Option 4: Authority transfer to imam or qadi
If mediation fails and the wali's refusal is clearly adl, the authority transfers per Islamic law:
"If the wali prevents [the marriage] without legitimate reason, the authority passes to the sultan." — Established across all four madhabs
In practical terms in 2026: - In Muslim-majority countries: a qadi can override the wali - In Western countries: a senior imam or Islamic council leader takes the wali role - The imam who replaces the wali performs the nikah ceremony
Process:
- Document the wali's refusal and reasons (text, witnesses, records of conversations)

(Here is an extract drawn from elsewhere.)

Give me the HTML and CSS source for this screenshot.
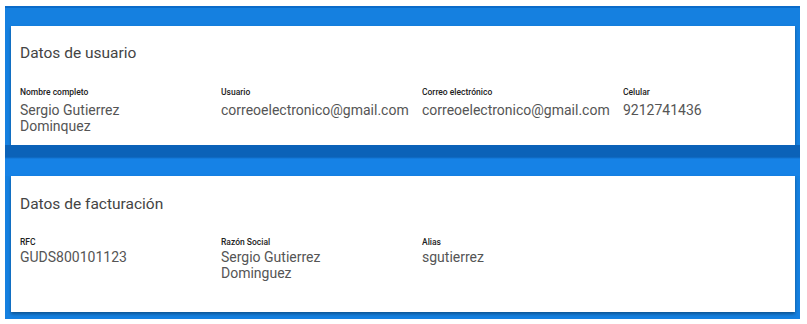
FILE: index.html
```html
<!DOCTYPE html>
<html lang="es">
<head>
  <meta charset="UTF-8">
  <meta name="viewport" content="width=device-width, initial-scale=1.0">
  <title>Perfil</title>
  <link rel="stylesheet" href="styles.css">
</head>
<body>
  <div class="frame">
    <div class="band band-first"></div>
    <div class="card">
      <h2>Datos de usuario</h2>
      <div class="fields">
        <div class="field">
          <div class="label">Nombre completo</div>
          <div class="value">Sergio Gutierrez<br>Dominquez</div>
        </div>
        <div class="field">
          <div class="label">Usuario</div>
          <div class="value">correoelectronico@gmail.com</div>
        </div>
        <div class="field">
          <div class="label">Correo electrónico</div>
          <div class="value">correoelectronico@gmail.com</div>
        </div>
        <div class="field">
          <div class="label">Celular</div>
          <div class="value">9212741436</div>
        </div>
      </div>
    </div>

    <div class="band band-second"></div>
    <div class="card card-billing">
      <h2>Datos de facturación</h2>
      <div class="fields">
        <div class="field">
          <div class="label">RFC</div>
          <div class="value">GUDS800101123</div>
        </div>
        <div class="field">
          <div class="label">Razón Social</div>
          <div class="value">Sergio Gutierrez<br>Dominguez</div>
        </div>
        <div class="field">
          <div class="label">Alias</div>
          <div class="value">sgutierrez</div>
        </div>
        <div class="field"></div>
      </div>
    </div>
  </div>
</body>
</html>
```

FILE: styles.css
```css
body {
  margin: 0;
  padding: 6px 7px 6px 5px;
  background-color: #fff;
  font-family: Roboto, 'Liberation Sans', sans-serif;
}
.frame {
  background-color: #1580e0;
  padding: 0 5px 7px 6px;
  border-top: 2px solid #0b6bc9;
}
.band {
  height: 18px;
}
.band-second {
  height: 31px;
  background: linear-gradient(#0b62b8 0, #0b62b8 12px, #1682e6 14px, #1682e6 100%);
  margin: 0 -5px 0 -6px;
}
.card {
  background-color: #fff;
  box-shadow: 0 2px 3px rgba(0, 0, 0, 0.35);
  padding: 17px 9px 12px 9px;
  height: 90px;
}
.card-billing {
  height: 106px;
  padding-top: 18px;
}
.card h2 {
  margin: 0;
  font-size: 15.5px;
  font-weight: 400;
  color: #444;
  line-height: 20px;
}
.fields {
  display: grid;
  grid-template-columns: 201px 201px 201px 1fr;
  margin-top: 24px;
}
.card-billing .fields {
  margin-top: 23px;
}
.label {
  font-size: 8.5px;
  font-weight: 500;
  color: #222;
  line-height: 10px;
}
.value {
  font-size: 14px;
  color: #555;
  line-height: 16px;
  margin-top: 5px;
}
.card-billing .value {
  margin-top: 2px;
}
```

- Submit case to local Islamic council (Muslim Council of Britain, ICNA, Australian National Imams Council, etc.) or to a senior imam at your local mosque
- Council/imam evaluates whether the refusal is adl
- If adl confirmed: imam takes wali role for that marriage
- Nikah proceeds with imam as substitute wali
Option 5: Reconsider whether you want to override your wali
This is the question many overlook. Even if the refusal IS adl, ask yourself:
- Do you want to enter marriage on terms your father strongly opposed?
- What will family dynamics look like long-term?
- Will the suitor accept being "the one her father didn't approve"?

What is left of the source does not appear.